EXERCISE REQUIREMENTS: Retype the records below from their first line through the line holding "import React from 'react';", including both ends and no pictures.

DATA PROVIDED:
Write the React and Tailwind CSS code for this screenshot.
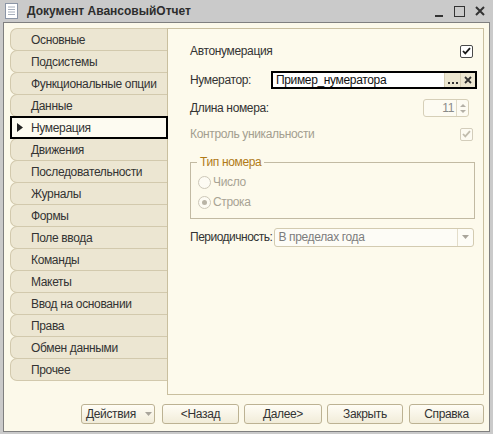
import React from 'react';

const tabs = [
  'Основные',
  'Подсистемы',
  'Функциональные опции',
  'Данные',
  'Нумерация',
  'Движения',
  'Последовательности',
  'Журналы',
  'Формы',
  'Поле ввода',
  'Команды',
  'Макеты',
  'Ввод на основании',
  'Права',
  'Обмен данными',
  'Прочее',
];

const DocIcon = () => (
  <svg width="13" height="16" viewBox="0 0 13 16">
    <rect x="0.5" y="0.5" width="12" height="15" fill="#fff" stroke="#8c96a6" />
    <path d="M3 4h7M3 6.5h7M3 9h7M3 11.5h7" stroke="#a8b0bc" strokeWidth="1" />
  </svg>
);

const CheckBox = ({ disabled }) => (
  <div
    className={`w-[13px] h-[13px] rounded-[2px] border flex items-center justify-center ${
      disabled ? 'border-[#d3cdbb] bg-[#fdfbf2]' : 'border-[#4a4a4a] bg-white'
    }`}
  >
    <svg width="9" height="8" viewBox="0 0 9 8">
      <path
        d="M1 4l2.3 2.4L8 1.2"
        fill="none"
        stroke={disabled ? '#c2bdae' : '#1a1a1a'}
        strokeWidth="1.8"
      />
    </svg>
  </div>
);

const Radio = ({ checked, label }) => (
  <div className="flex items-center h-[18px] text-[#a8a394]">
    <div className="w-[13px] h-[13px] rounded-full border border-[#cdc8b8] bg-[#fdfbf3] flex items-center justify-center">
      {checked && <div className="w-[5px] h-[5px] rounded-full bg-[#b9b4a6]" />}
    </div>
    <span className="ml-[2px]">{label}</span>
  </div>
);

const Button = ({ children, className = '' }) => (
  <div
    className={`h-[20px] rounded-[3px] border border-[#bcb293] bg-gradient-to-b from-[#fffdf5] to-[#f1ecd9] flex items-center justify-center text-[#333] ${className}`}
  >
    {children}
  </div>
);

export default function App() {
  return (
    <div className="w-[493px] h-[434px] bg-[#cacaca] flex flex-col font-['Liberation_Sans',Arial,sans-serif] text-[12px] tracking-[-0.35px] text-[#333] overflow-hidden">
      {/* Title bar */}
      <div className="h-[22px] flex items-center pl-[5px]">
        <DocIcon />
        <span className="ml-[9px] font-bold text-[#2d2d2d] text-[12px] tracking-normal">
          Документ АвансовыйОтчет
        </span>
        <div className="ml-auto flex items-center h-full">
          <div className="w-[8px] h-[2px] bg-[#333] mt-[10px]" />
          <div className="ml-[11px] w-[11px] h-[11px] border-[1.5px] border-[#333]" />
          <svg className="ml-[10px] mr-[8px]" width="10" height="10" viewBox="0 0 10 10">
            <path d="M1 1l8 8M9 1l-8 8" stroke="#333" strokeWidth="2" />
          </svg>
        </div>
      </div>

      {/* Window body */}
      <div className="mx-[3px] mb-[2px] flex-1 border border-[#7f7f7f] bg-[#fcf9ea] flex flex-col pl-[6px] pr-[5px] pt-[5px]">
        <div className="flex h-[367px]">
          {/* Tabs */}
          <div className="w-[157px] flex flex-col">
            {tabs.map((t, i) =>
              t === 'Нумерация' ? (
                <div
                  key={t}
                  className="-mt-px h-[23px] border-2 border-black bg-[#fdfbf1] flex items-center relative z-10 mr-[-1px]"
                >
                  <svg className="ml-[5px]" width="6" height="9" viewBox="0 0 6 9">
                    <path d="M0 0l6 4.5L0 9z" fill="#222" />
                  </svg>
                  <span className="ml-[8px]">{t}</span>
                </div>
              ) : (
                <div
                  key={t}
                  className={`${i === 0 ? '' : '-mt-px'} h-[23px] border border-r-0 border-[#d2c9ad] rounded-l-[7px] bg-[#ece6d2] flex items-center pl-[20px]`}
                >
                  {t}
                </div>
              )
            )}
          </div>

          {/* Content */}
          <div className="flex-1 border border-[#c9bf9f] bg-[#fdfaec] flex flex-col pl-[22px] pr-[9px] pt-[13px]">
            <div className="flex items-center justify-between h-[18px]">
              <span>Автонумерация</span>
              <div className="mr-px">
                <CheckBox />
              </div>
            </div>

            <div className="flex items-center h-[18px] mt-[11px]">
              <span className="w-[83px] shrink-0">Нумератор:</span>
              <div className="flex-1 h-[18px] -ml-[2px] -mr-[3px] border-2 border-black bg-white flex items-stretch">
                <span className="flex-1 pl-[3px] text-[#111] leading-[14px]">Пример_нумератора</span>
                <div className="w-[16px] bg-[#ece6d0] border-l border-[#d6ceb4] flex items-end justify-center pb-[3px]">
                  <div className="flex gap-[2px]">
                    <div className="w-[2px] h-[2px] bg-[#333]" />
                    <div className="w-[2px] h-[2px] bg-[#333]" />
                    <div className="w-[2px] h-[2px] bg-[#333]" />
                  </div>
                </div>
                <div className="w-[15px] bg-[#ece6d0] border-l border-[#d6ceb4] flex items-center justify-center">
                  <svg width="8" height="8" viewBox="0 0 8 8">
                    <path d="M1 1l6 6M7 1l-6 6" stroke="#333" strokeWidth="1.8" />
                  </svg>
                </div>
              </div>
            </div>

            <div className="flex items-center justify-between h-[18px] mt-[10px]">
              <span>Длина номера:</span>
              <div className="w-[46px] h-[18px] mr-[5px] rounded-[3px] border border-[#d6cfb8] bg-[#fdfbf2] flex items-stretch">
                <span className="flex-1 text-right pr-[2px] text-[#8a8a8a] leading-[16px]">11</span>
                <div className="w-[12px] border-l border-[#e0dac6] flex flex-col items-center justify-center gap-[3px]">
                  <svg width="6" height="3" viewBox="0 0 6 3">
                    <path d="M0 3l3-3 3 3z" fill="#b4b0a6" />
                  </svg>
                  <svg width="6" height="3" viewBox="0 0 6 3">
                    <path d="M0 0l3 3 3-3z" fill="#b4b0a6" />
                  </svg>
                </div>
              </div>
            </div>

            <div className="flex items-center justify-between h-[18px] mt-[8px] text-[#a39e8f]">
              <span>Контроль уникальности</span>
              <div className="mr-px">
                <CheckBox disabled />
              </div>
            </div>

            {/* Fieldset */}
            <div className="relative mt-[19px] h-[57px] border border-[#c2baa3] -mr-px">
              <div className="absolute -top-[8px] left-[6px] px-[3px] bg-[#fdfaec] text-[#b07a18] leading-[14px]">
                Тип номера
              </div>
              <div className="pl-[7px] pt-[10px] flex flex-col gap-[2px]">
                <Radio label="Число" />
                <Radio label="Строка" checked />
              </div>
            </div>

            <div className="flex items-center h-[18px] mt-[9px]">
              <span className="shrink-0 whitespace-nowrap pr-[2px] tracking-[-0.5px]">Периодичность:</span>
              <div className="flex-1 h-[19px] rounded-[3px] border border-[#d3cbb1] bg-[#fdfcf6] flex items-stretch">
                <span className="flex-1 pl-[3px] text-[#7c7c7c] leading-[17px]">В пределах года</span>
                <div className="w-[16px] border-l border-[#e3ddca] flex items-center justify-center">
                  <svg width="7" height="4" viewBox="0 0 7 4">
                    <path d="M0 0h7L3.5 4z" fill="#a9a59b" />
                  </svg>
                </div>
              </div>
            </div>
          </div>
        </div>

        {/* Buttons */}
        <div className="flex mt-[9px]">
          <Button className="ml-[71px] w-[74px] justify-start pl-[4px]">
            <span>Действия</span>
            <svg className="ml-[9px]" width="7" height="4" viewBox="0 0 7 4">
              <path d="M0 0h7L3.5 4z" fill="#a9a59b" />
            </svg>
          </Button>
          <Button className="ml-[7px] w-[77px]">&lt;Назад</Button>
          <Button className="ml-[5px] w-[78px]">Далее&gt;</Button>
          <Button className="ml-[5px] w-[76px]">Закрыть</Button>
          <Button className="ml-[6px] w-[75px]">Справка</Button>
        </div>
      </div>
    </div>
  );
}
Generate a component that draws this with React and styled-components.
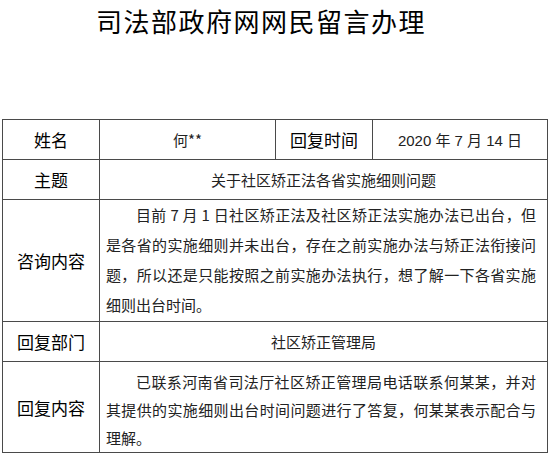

RESPONSE TO THIS TASK:
Write the React and Tailwind CSS code for this screenshot.
import React from 'react';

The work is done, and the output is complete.